First, the outcome of a situation being deterministic doesn't mean we will necessarily assign a probability of $1$ or $0$ to it. If I say I'm going to flip a coin, but it is actually a double-sided coin meaning both sides are heads or both sides are tails, the probability that it comes up heads is still $0.5$. Indeed, with respect to classical mechanics, the outcome of a normal coin flip is a deterministic function of the state of the universe, and even quantum mechanics would at best predict near certainty of the classical outcome. But you are correct, that if we knew $h$ and $k$ and $\ell$, then $h(k)=\ell$ would be either a logical tautology or a logical contradiction, and thus of probability $1$ or $0$ respectively.

We could consider any of $h$, $k$, or $\ell$ to be random variables, but the most natural choice would be $k$. I'll write $K$ for the random variable of the keys and reserve $k$ for some particular key. We have $$P(h(K)=\ell)=P(K\in h^{-1}(\ell)) = \mu_K(h^{-1}(\ell))$$ where $\mu_K$ is the probability measure corresponding to $K$. The simple uniform hashing assumption (SUHA) states that $$\mu_K(h^{-1}(\ell))=\frac{1}{m}$$ for every $\ell\in\{0,\dots,m-1\}$. This is simply a constraint on the probability measure $\mu_K$. There is no assumption that $K$ is "uniformly distributed" in any (other) sense. $K$ could be wildly "non-uniform" and still satisfy SUHA. Indeed, it would have to be for some hash functions, $h$.

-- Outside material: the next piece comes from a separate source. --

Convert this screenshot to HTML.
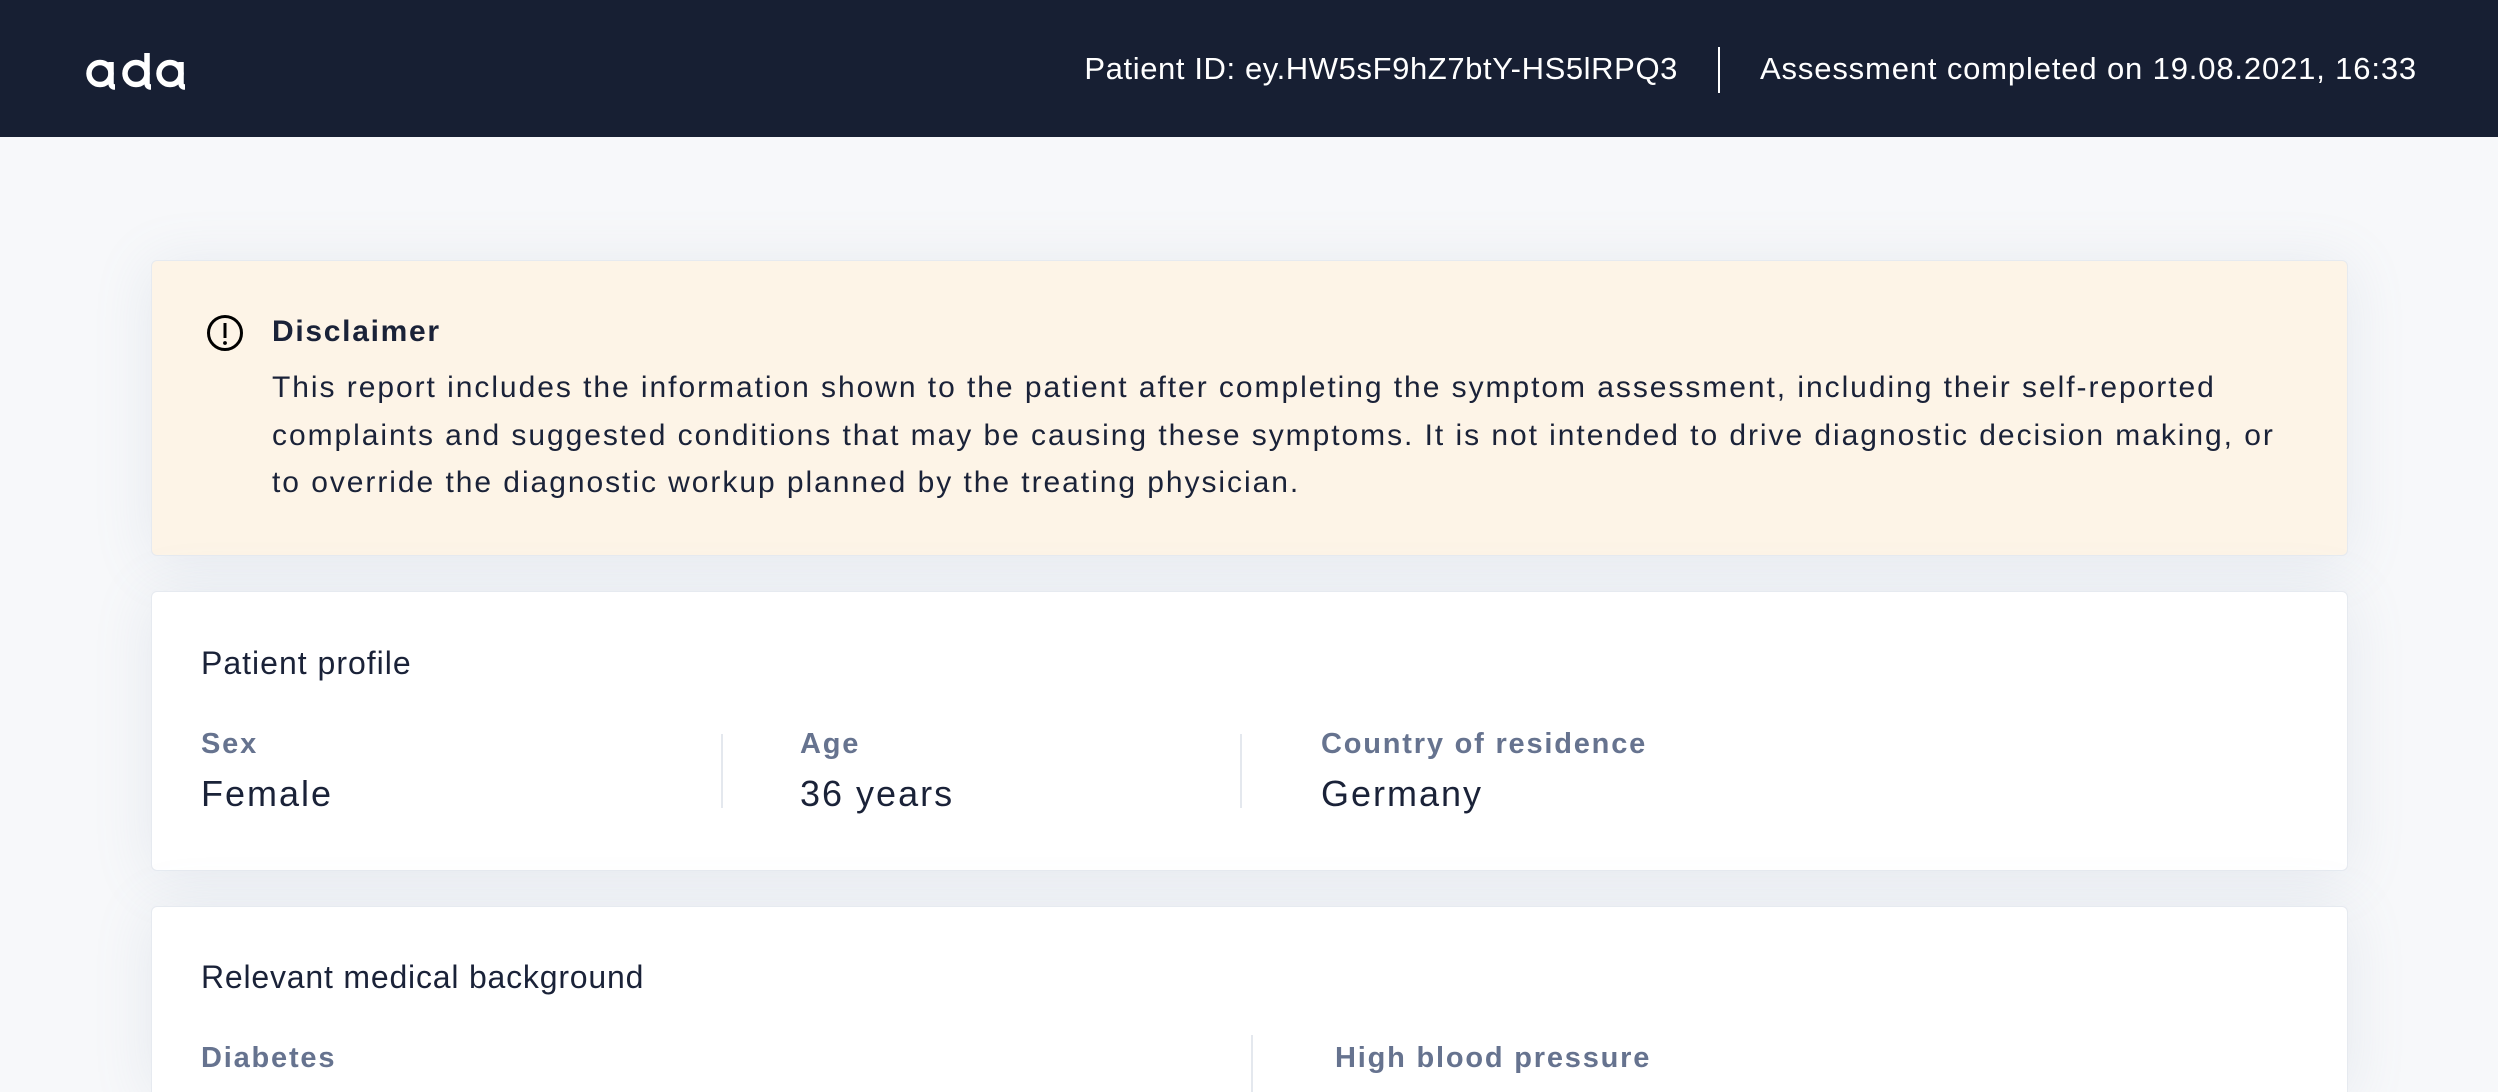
<!DOCTYPE html>
<html style="width:2498px;height:1092px;overflow:hidden"><head><meta charset="utf-8"><style>
*{margin:0;padding:0;box-sizing:border-box}
body{width:2498px;height:1092px;overflow:hidden;background:#f7f8fa;font-family:"Liberation Sans",sans-serif;color:#1a2238;position:relative}
.hdr{position:absolute;left:0;top:0;width:2498px;height:137px;background:#171f33}
.a{position:absolute;white-space:nowrap}
.card{position:absolute;left:151px;width:2197px;border-radius:6px;border:1px solid #e6eaf0;box-shadow:0 6px 60px rgba(120,140,170,0.14)}
.lab{font-size:29px;font-weight:bold;color:#66738f;line-height:36px;letter-spacing:1.8px}
.val{font-size:36px;line-height:44px;letter-spacing:2px}
.vd{position:absolute;width:2px;background:#e4e8ee}
.body{font-size:30px;line-height:47.5px;letter-spacing:1.95px}
</style></head><body>
<div class="hdr">
<svg class="a" style="left:0;top:0" width="300" height="137" viewBox="0 0 300 137">
<g fill="none" stroke="#fff" stroke-width="5.5">
<circle cx="100" cy="73.5" r="11"/><path d="M111 62 V83 Q111 87 115 87"/>
<circle cx="136" cy="73.5" r="11"/><path d="M147 53 V83 Q147 87 151 87"/>
<circle cx="170" cy="73.5" r="11"/><path d="M181 62 V83 Q181 87 185 87"/>
</g></svg>
<div class="a" style="right:820px;top:49px;font-size:31px;line-height:40px;color:#fff;letter-spacing:0.6px">Patient ID: ey.HW5sF9hZ7btY-HS5lRPQ3</div>
<div class="a" style="left:1718px;top:47px;width:2px;height:46px;background:#fff"></div>
<div class="a" style="right:81px;top:49px;font-size:31px;line-height:40px;color:#fff;letter-spacing:0.85px">Assessment completed on 19.08.2021, 16:33</div>
</div>

<div class="card" style="top:260px;height:296px;background:#fdf4e7"></div>
<svg class="a" style="left:205px;top:313px" width="40" height="40" viewBox="0 0 40 40">
<circle cx="20" cy="20" r="16.5" fill="none" stroke="#000" stroke-width="3"/>
<path d="M20 10 V25" stroke="#000" stroke-width="3"/><circle cx="20" cy="30" r="1.9" fill="#000"/></svg>
<div class="a" style="left:272px;top:312px;font-size:30px;line-height:40px;font-weight:bold;letter-spacing:1.7px">Disclaimer</div>
<div class="a body" style="left:272px;top:364px">This report includes the information shown to the patient after completing the symptom assessment, including their self-reported</div>
<div class="a body" style="left:272px;top:411.5px">complaints and suggested conditions that may be causing these symptoms. It is not intended to drive diagnostic decision making, or</div>
<div class="a body" style="left:272px;top:459px">to override the diagnostic workup planned by the treating physician.</div>

<div class="card" style="top:591px;height:280px;background:#fff"></div>
<div class="a" style="left:201px;top:643px;font-size:32px;line-height:40px;letter-spacing:1px">Patient profile</div>
<div class="a lab" style="left:201px;top:726px">Sex</div>
<div class="a val" style="left:201px;top:772px">Female</div>
<div class="vd" style="left:721px;top:734px;height:74px"></div>
<div class="a lab" style="left:800px;top:726px">Age</div>
<div class="a val" style="left:800px;top:772px">36 years</div>
<div class="vd" style="left:1240px;top:734px;height:74px"></div>
<div class="a lab" style="left:1321px;top:726px">Country of residence</div>
<div class="a val" style="left:1321px;top:772px">Germany</div>

<div class="card" style="top:906px;height:186px;background:#fff;border-bottom:none;border-radius:6px 6px 0 0"></div>
<div class="a" style="left:201px;top:957px;font-size:32px;line-height:40px;letter-spacing:0.8px">Relevant medical background</div>
<div class="a lab" style="left:201px;top:1040px">Diabetes</div>
<div class="vd" style="left:1251px;top:1035px;height:57px"></div>
<div class="a lab" style="left:1335px;top:1040px">High blood pressure</div>
</body></html>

For example, let's say $m=2$ and $h^{-1}(0)=\{k_0\}$ and thus $h^{-1}(1)=X\setminus \{k_0\}$ where $X$ is the domain of $h$. Let's further say $|X|=101$. Then for this $h$ to satisfy SUHA, it must be the case that $P(K=k_0)=\frac{1}{2}$. For $k\in X\setminus \{k_0\}$, it could be the case that there's a $k_1\in X\setminus \{k_0\}$ such that $P(K=k_1)=\frac{1}{2}$ and thus if $k\neq k_1$ then $P(K=k)=0$. Or maybe, $P(K=k)=\frac{1}{200}$ for any $k\in X\setminus \{k_0\}$. In fact, any distribution over the elements of $X\setminus \{k_0\}$ that sums to $\frac{1}{2}$ will suffice.

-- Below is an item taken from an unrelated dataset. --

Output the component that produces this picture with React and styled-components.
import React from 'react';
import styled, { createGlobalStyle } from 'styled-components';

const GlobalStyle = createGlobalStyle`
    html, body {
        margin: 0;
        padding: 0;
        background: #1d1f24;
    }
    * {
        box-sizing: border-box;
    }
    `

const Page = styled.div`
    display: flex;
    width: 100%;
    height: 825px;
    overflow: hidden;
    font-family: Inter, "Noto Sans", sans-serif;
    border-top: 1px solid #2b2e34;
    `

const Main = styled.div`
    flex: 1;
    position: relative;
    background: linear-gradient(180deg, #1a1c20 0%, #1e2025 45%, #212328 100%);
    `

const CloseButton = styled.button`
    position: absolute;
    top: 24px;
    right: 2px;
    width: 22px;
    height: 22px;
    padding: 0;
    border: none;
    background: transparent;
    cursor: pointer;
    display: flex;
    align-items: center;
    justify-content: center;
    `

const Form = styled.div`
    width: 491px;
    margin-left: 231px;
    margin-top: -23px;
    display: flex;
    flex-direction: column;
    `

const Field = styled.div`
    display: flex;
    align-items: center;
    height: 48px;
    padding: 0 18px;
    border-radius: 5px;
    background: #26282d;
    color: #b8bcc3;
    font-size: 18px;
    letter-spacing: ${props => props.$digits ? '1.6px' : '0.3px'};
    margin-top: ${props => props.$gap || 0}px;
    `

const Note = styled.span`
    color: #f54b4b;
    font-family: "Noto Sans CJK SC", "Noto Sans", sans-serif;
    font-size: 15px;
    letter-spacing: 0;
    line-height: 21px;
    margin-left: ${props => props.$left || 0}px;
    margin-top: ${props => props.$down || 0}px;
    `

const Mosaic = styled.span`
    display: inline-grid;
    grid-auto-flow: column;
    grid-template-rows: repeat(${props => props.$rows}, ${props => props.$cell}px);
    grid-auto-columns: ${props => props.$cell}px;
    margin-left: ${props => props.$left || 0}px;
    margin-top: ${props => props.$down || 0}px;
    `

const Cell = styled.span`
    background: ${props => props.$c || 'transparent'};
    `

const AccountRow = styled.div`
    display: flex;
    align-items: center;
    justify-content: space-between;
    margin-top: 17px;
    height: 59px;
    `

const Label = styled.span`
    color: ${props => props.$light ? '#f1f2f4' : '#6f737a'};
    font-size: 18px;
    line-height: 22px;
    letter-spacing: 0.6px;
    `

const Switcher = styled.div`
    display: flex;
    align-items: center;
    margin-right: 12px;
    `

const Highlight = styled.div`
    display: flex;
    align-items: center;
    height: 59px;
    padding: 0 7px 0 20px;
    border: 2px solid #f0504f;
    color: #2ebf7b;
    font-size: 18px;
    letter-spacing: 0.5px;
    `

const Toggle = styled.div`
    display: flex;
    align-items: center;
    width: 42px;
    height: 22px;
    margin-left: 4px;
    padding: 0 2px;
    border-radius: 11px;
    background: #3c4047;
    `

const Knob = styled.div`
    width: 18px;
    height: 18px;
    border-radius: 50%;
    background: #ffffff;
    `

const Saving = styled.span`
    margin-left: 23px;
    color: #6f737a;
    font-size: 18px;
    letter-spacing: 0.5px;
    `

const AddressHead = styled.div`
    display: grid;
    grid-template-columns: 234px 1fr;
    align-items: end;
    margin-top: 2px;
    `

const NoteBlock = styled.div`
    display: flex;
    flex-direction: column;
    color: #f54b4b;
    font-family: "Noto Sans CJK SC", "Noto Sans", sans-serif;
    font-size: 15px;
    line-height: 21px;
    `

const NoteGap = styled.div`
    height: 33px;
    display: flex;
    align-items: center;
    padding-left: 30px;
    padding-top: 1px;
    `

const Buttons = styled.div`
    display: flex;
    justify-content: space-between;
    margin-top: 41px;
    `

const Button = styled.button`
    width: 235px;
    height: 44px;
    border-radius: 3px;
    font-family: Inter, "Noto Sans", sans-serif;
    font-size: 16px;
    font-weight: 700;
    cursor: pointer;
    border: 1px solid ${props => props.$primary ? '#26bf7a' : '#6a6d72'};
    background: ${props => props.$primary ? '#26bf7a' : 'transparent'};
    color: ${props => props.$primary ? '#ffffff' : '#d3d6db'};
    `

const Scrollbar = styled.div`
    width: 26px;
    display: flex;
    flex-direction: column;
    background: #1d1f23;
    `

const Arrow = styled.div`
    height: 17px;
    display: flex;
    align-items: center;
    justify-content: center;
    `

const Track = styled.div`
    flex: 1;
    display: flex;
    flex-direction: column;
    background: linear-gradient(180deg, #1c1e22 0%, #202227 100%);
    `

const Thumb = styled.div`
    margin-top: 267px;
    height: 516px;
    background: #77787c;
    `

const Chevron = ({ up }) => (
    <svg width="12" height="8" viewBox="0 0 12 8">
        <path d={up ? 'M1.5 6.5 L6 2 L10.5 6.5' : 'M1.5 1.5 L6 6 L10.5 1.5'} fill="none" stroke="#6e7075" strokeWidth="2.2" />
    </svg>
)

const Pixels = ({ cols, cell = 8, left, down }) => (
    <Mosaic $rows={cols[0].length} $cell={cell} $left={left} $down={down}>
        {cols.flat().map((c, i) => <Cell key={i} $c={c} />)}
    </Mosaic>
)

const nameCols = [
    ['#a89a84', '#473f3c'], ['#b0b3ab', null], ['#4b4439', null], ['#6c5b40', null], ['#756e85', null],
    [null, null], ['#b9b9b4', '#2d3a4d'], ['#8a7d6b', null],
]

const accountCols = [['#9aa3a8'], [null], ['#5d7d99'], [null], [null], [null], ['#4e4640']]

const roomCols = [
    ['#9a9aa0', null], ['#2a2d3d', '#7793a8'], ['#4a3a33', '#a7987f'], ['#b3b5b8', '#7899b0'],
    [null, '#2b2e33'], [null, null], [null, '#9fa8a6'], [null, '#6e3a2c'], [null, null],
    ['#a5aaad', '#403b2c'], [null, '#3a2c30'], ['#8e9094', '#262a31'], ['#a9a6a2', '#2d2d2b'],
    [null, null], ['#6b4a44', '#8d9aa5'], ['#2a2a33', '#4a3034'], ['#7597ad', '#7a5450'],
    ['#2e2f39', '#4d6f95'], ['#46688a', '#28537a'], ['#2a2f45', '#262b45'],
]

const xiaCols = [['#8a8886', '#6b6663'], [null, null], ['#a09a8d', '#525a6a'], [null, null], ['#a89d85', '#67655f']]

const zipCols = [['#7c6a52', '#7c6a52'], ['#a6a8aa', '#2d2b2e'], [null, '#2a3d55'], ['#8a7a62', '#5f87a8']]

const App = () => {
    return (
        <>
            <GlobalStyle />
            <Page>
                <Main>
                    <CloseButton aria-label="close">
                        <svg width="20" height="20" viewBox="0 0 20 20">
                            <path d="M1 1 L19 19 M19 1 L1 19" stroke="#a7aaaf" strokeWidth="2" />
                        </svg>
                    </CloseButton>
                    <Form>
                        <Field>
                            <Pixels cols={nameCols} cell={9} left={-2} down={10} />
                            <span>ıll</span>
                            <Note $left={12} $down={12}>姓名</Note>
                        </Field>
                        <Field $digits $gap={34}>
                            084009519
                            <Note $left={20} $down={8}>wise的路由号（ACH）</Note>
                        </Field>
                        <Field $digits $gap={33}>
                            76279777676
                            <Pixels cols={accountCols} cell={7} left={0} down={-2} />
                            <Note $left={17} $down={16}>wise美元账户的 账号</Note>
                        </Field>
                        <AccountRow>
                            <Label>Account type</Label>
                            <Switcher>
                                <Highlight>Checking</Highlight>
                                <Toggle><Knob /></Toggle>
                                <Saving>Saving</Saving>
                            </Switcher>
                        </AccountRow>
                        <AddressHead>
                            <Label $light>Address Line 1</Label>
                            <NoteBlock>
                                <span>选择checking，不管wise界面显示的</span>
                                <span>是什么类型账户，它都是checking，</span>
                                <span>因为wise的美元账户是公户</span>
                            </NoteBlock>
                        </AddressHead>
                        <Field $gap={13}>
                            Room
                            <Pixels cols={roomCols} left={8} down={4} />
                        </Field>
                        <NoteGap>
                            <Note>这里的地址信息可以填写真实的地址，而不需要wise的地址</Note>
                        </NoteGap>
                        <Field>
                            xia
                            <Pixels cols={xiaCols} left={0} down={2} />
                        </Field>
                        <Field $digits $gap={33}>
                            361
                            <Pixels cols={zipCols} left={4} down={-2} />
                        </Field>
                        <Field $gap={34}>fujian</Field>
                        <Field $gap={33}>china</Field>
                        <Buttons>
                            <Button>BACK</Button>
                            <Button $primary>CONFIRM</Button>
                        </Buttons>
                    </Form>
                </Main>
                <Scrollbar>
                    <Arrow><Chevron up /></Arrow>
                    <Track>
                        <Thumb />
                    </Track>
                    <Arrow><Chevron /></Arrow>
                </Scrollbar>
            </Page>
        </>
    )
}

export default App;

Typically, we would specify a distribution for $K$ and then SUHA would constrain what $h$ could be. The point is that the hash function is "well matched" to the distribution of keys whatever that is. There is no sense in stating a hash function satisfies SUHA without specifying the distribution of keys, but we can say a pair of a hash function and a distribution of keys satisfy SUHA while giving the details of neither. This is all that is needed to prove many results about hashing. We don't want to limit ourselves to only talking about "uniformly" distributed keys. A hash table will still gave the same performance guarantees for "non-uniformly" distributed keys as long as the hash function is chosen to "compensate" for the "non-uniform" distribution, i.e. to satisfy SUHA.

Derek Elkins left SE
  • 12,179
  • 1
  • 30
  • 43
2

The way I think about Simple Uniform Hashing is like this:

Since CLRS assumes the universe of keys $U$ fixed, it is also natural to assume that the probability distribution of keys is also fixed by the problem at hand. In fact, this is what CLRS say on page 274 (3rd edition) in the context of open-addressing:

Of course, a given key has a unique fixed probe sequence associated with it; what we mean here is that, considering the probability distribution on the space of keys and the operation of the hash function on the keys, each possible probe sequence is equally likely.

So let $$K: S \to U$$ be the random variable of choosing a key with its own probability distribution (which is not assumed uniform(!): some keys might be chosen much more often than the other ones).

Then if one composes $K$ with the hash function (which is a deterministic object) $$h: U \to \{0,1,...,m-1\},$$ one gets a new random variable$$h(K): S \to \{0,1,...,m-1\}$$ that would have its own probability distribution showing how often certain hash-values would be used in our experiment of randomly choosing keys.

Then the hash function $h$ satisfies SUHA when $h(K)$ has $Unif \ \{0,1,...,m-1\}$ distribution.

For example, if $U = \{k_1, k_2,k_3,k_4 \}$ consists of only four keys with $$P(K=k_1) = P(K=k_2) = 1/3, \ P(K=k_3) = P(K=k_4) = 1/6, $$ the appropriate hashing function with $m=2$ slots would e.g. be $$h(k_1)=h(k_3)=0, \quad h(k_2)=h(k_4)=1,$$ because then $$P(h(K)=0)=1/2, \quad P(h(K)=1)=1/2.$$

Certainly, for some configurations of $U, K$ and $m$ there might be no hash function $h$ satisfying SUHA. Take e.g. $U=\{k_1, k_2, k_3 \}$ with $$P(K=k_1)=2/3, P(K=k_2)=P(K=k_3)=1/6,$$ and $m = 2$. There is no way to evenly spread out $k_1,k_2,k_3$ in just two slots - if you set $h(k_1)=j$, then $$P(h(K)=j) \geq 2/3$$no matter what $h$ was.

Bananeen
  • 121
  • 4